Inventive, brave and lucky, Lon Hinkle won the World Series of Golf today when he made a 35-foot downhill racer of a putt on the same 17th hole where his primary rival came to sandy grief.

With rounds of 67, 67, 71 and 67 for an eight-under-par 272 over a Firestone Country Club course made tame by softening rain, Hinkle won the $100,000 first prize by one stroke over Larry Nelson, Lee Trevino and Bill Rogers.

Tom Watson was two shots back, tied with Hale Irwin for fifth place, a stroke ahead of Tom Kite in this 38-man tournament that included someone named Hsu Chi-san (38th, 35 shots behind) but no one named Jack Nicklaus (who failed to meet any of the 18 qualifying standards).

From 35 feet past the 17th cup, only the brave struck putts firmly. It is downhill all the way. It is very fast. When Hinkle stood 35 feet away at 17, he was two strokes behind an ever-steady Nelson, who showed no signs of charity.

Bravely, Hinkle rapped the putt. If he were to catch Nelson, he would have to do it himself, expecting no help from the leader. Hinkle's down-hill racer reached the cup in a breath. It hit the back of the hole and fell in. Birdie at the 17th. One shot behind.

"If the hole hadn't gotten in the way," Hinkle said a half-hour later, "that putt could still be rolling out there."

If the gods of golf chose to send the big Texan a gift of luck for his bravery, they scolded Nelson the next minute. He hit a sad, weak eight-iron toward the 17th green. The ball buried in a trap at the front of the green. Worse than that, it buried on a downslope just over the front lip of the trap.

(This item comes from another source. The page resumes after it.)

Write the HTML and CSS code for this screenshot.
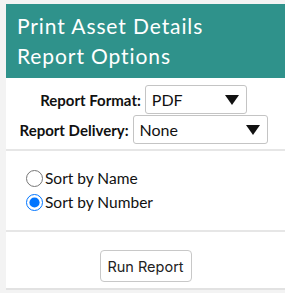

He had an impossible shot. Only 40 feet from the hole, he might as well have been 40 miles. His sand shot flew out on a line, as it had to, and stopped 70 feet past the cup. Then, sending his own downhill racer 15 feet past, Nelson three-putted for a double-bogey 6.

Suddenly, Hinkle was the leader by one stroke.

"All week I've hit an eight-iron to 17," Nelson said. "I just hit it a little bit fat this time and the ball buried in there. I had to move eight inches of sand just to get to the ball, and the ball was all the way through to the hard stuff. All I could do is hit it in the middle. That's the first time I've ever been in a situation where I could move the ball forward -- and still be dead."

Both Trevino and Nelson had a chance to tie Hinkle at the 18th. Nelson's 70-foot putt stopped a foot short, and Trevino ran a 20-footer three feet past. And the surprised Hinkle -- "I thought I needed another birdie at the 18th to win," he said after missing an eight-footer there -- accepted the trophy while carrying his 14-month-old daughter, Monique, in his arms.

Until today, Hinkle has been one of those anonymous guys who make lots of money while Nicklaus and Watson make all the history. Hinkle is 30 years old, 6 feet two and 220 pounds. All chubby cheeks, he could pass for a young Billy Casper. He has won two other tournaments and nearly $600,000 in seven years on tour, but he is best known for inspiring the Hinkle Spruce at this summer's U.S. Open.

There Hinkle devised a tee-shot shortcut that irritated Open officials. They thought to close the shortcut by planting a 35-foot tall spruce tree. One of the first-round leaders there, Hinkle finished 53rd -- but still using his shortcut.

Now Hinkle is famous in his own right, not only as a World Series winner but as the inventive fellow who intentionally skipped a ball across a pond to save a stroke -- which, of course, is the margin by which he won $100,000.

Using a six-iron to punch the ball low over a footbridge and under two trees, Hinkle intentionally hit a ball 30 yards into a pond in front of the 16th green here Saturday.

Well, not "Into." "Onto" is correct. The ball hit the water, skipped twice, crashed against the pond's bank and popped up onto the green, 20 feet from the cup. Hinkle two-putted for a par 5.

"Let's talk about that shot so maybe everybody will forget about the spruce tree," Hinkle said. "I really had no choice. It was either that or hit it away from the hole. The best I could do that way was a 6. But if I skip it across -- any good golfer could have done it, because you know a ball hit with backspin is going to skip on water -- I could make a 5."

Everything worked perfectly.

Almost.

The ball skipped twice on the pond face.

"I was planning on just one skip," Kinkle said. "The second skip was welcomed."

After making a difficult 20-foot putt for a birdie at the 14th hole today, Nelson seemed a certain winner -- three shots ahead of everybody. By parring in, this month's Ryder Cup star would have won by two. Instead, Nelson missed a five-footer for par at 15 and double-bogeyed 17.

His main rivals seemed those in his threesome, Watson and Trevino. But Watson made three bogeys in the last five holes, and Trevino missed three makeable birdie putts at 16, 17 and 18.

That left victory available to anyone inventive enough to think of walking a ball on water and brave enough to crash a putt 35 feet over a cliff.